The Willingness To Suck

27th April 2010

"goes beyond the normal realms of sucking and into brave new worlds of suckdom" ~ Glenn


How "bad" are you willing to be at tango - and for how long?

Not Willing To Suck

(The "I'm not really willing to suck at all - this is supposed to be fun!" attitude)

"Kids, you tried your best and you failed miserably. The lesson is, never try." ~ Homer Simpson

Social dancers simply aren't interested in being bad. This is a hobby. They can most likely get all the abuse they want at work or home - failing that try driving in London.

They have no interest in "homework" or practicing. They want classes that are fairly straight-forward, keep their attention and deliver results.

Willing to Suck

(The "I'm willing to suck deeply if it means I'll eventually achieve my goal." attitude)

"How was that?"
"Ok I guess. I mean we can cut together the shots from different cameras to make it work"
"*sigh* Let's do it again"

~ Tom Cruise after shooting a scene where he's cold, wet and being repeatedly knocked down into mud. But the result is a very good scene.

Serious dancers are willing to listen to the teacher when they tell you that basically everything you're doing is wrong. Then going and practicing what they told you, knowing that it will only make you slightly less wrong.

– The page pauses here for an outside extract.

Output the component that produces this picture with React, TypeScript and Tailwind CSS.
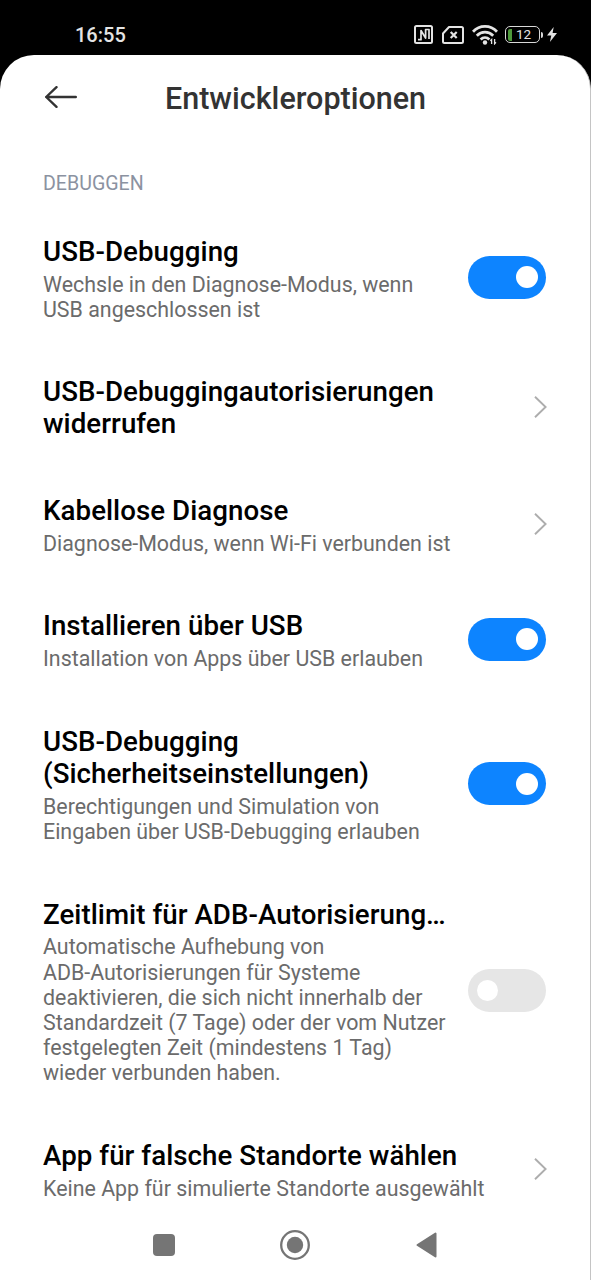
import React from 'react'

type Option = {
  title: string[]
  summary?: string[]
  control: 'on' | 'off' | 'link'
}

const options: Option[] = [
  {
    title: ['USB-Debugging'],
    summary: ['Wechsle in den Diagnose-Modus, wenn', 'USB angeschlossen ist'],
    control: 'on',
  },
  {
    title: ['USB-Debuggingautorisierungen', 'widerrufen'],
    control: 'link',
  },
  {
    title: ['Kabellose Diagnose'],
    summary: ['Diagnose-Modus, wenn Wi-Fi verbunden ist'],
    control: 'link',
  },
  {
    title: ['Installieren über USB'],
    summary: ['Installation von Apps über USB erlauben'],
    control: 'on',
  },
  {
    title: ['USB-Debugging', '(Sicherheitseinstellungen)'],
    summary: ['Berechtigungen und Simulation von', 'Eingaben über USB-Debugging erlauben'],
    control: 'on',
  },
  {
    title: ['Zeitlimit für ADB-Autorisierung…'],
    summary: [
      'Automatische Aufhebung von',
      'ADB-Autorisierungen für Systeme',
      'deaktivieren, die sich nicht innerhalb der',
      'Standardzeit (7 Tage) oder der vom Nutzer',
      'festgelegten Zeit (mindestens 1 Tag)',
      'wieder verbunden haben.',
    ],
    control: 'off',
  },
  {
    title: ['App für falsche Standorte wählen'],
    summary: ['Keine App für simulierte Standorte ausgewählt'],
    control: 'link',
  },
]

const StatusBar: React.FC = () => (
  <div className="flex h-[55px] items-center justify-between pt-[14px] pr-[34px] pl-[75px]">
    <span className="text-[20px] leading-none font-medium text-[#e4e4e4]">16:55</span>

    <div className="flex items-center">
      {/* NFC */}
      <svg className="mr-[9px]" width="19" height="19" viewBox="0 0 19 19" fill="none" stroke="#e4e4e4" strokeWidth="2">
        <rect x="1" y="1" width="17" height="17" rx="1.5" />
        <path d="M4 14.700h3V5.500l4.600 7.500V4.500H15v9.500" strokeWidth="1.700" strokeLinejoin="round" />
      </svg>

      {/* No SIM */}
      <svg className="mr-[8px]" width="22" height="18" viewBox="0 0 22 18" fill="none" stroke="#e4e4e4" strokeWidth="2">
        <path d="M7 1h12.500A1.500 1.500 0 0 1 21 2.500v13a1.500 1.500 0 0 1-1.500 1.500h-17A1.500 1.500 0 0 1 1 15.500V7.500z" strokeLinejoin="round" />
        <path d="M8.700 6l6 6M14.700 6l-6 6" strokeWidth="2.200" />
      </svg>

      {/* Wi-Fi */}
      <svg className="mr-[7px]" width="26" height="20" viewBox="0 0 26 20" fill="none" stroke="#e4e4e4" strokeWidth="2.800">
        <path d="M1 6.700C7.500-.3 18.500-.3 25 6.700" />
        <path d="M4.800 10.700c4.600-4.700 11.800-4.700 16.400 0" />
        <path d="M8.600 14.500c2.600-2.500 6.200-2.500 8.800 0" />
        <circle cx="13" cy="17.500" r="2.200" fill="#e4e4e4" stroke="none" />
        <path d="M19.600 19v-4.500l-1.300 1.300M22.600 14v4.800l1.400-1.400" strokeWidth="1.300" />
      </svg>

      {/* Battery */}
      <div className="flex h-[17px] w-[35px] items-center rounded-[5px] border-[1.5px] border-[#d8d8d8] pl-[2px]">
        <span className="h-[12px] w-[4px] rounded-l-[2px] bg-[#4e9a3c]" />
        <span className="ml-[4px] text-[13.5px] leading-none tracking-[-0.2px] text-[#e4e4e4]">12</span>
      </div>
      <span className="ml-[1px] h-[6px] w-[2px] rounded-r bg-[#d8d8d8]" />
      <svg className="ml-[4px]" width="10" height="15" viewBox="0 0 10 15" fill="#e4e4e4">
        <path d="M6.700 0L0 8.500h4.300L2.900 15 10 6H5.600z" />
      </svg>
    </div>
  </div>
)

const Toggle: React.FC<{ on: boolean }> = ({ on }) => (
  <button
    role="switch"
    aria-checked={on}
    className={`flex h-[43px] w-[78px] items-center rounded-full ${
      on ? 'justify-end bg-[#0d84ff] pr-[8px]' : 'justify-start bg-[#e6e6e6] pl-[9px]'
    }`}
  >
    <span className={on ? 'size-[22px] rounded-full bg-white' : 'size-[21px] rounded-full bg-white'} />
  </button>
)

const Chevron: React.FC = () => (
  <svg width="13" height="22" viewBox="0 0 13 22" fill="none" stroke="#adadad" strokeWidth="1.900">
    <path d="M1 0.700L11.600 11 1 21.300" />
  </svg>
)

const OptionRow: React.FC<{ option: Option }> = ({ option }) => (
  <li className="flex items-center justify-between py-[27.25px]">
    <div className="whitespace-nowrap">
      <h2 className="text-[27.7px] leading-[32px] font-medium tracking-[0.05px] text-black">
        {option.title.map((line) => (
          <span key={line} className="block">{line}</span>
        ))}
      </h2>
      {option.summary && (
        <p className="mt-[3.8px] text-[21.4px] leading-[25.2px] text-[#6b6b6b]">
          {option.summary.map((line) => (
            <span key={line} className="block">{line}</span>
          ))}
        </p>
      )}
    </div>
    <div className="-mt-[3px] flex w-0 justify-end">
      <div className="shrink-0">
        {option.control === 'link' ? (
          <Chevron />
        ) : (
          <div className="pr-[1px]">
            <Toggle on={option.control === 'on'} />
          </div>
        )}
      </div>
    </div>
  </li>
)

const NavBar: React.FC = () => (
  <nav className="flex h-[71px] items-center pl-[153px]">
    <span className="size-[22px] rounded-[4px] bg-[#757575]" />
    <svg className="ml-[105px]" width="30" height="30" viewBox="0 0 30 30">
      <circle cx="15" cy="15" r="13.800" fill="none" stroke="#757575" strokeWidth="2.300" />
      <circle cx="15" cy="15" r="8.200" fill="#757575" />
    </svg>
    <svg className="ml-[106px]" width="21" height="26" viewBox="0 0 21 26">
      <path d="M1.500 13L19.500 1.500v23z" fill="#757575" stroke="#757575" strokeWidth="2" strokeLinejoin="round" />
    </svg>
  </nav>
)

const App: React.FC = () => {
  return (
    <div className="h-[1280px] w-[591px] overflow-hidden bg-black font-[Roboto,sans-serif]">
      <StatusBar />
      <div className="flex h-[1225px] flex-col rounded-t-[34px] border-r border-[#c4c4c4] bg-white">
        <header className="flex h-[86px] items-center pl-[45px]">
          <svg className="-mt-[2px]" width="32" height="22" viewBox="0 0 32 22" fill="none" stroke="#333333" strokeWidth="2.400" strokeLinecap="round" strokeLinejoin="round">
            <path d="M11.500 1.200L1.200 11l10.300 9.800M1.200 11h29.600" />
          </svg>
          <h1 className="mt-[3px] ml-[88px] text-[30.500px] leading-none font-medium text-[#333333]">Entwickleroptionen</h1>
        </header>

        <main className="h-[1068px] px-[43px] pt-[30.500px]">
          <p className="text-[19.600px] leading-[24px] text-[#8b92a1]">DEBUGGEN</p>
          <ul className="mt-[13px]">
            {options.map((option) => (
              <OptionRow key={option.title.join(' ')} option={option} />
            ))}
          </ul>
        </main>

        <NavBar />
      </div>
    </div>
  )
}

export default App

Because eventually you'll be right. And in tango "right" can be a very good place indeed.

A possible theory

I'm uncertain, but I think part of what motivates Serious Dancers is they've seen something that they want, and they have the self-awareness to realise it's going to take time and effort to achieve it. A good example is this

"There are two types of dancer. Firstly, there's the young guy whirling around in the middle of the dance floor, continuously using a series of flashy and damatic movements, his partner with a rictus smile of terror on her face. Secondly, there's an old guy shuffling around the outside of the floor, just walking slowly. Yet strangely, the old guy always seems to have a succession of gorgeous young women draped around him, with expressions of bliss on their faces." ~ David Bailey

Some people want to be the young guy. Others want to be the old guy. But either way it should be fairly obvious it's not just going to happen overnight.

I think Social dancers are either unaware of these possibilities, uninterested in them, or have simply accepted they don't have the time, energy or moeny to achieve them.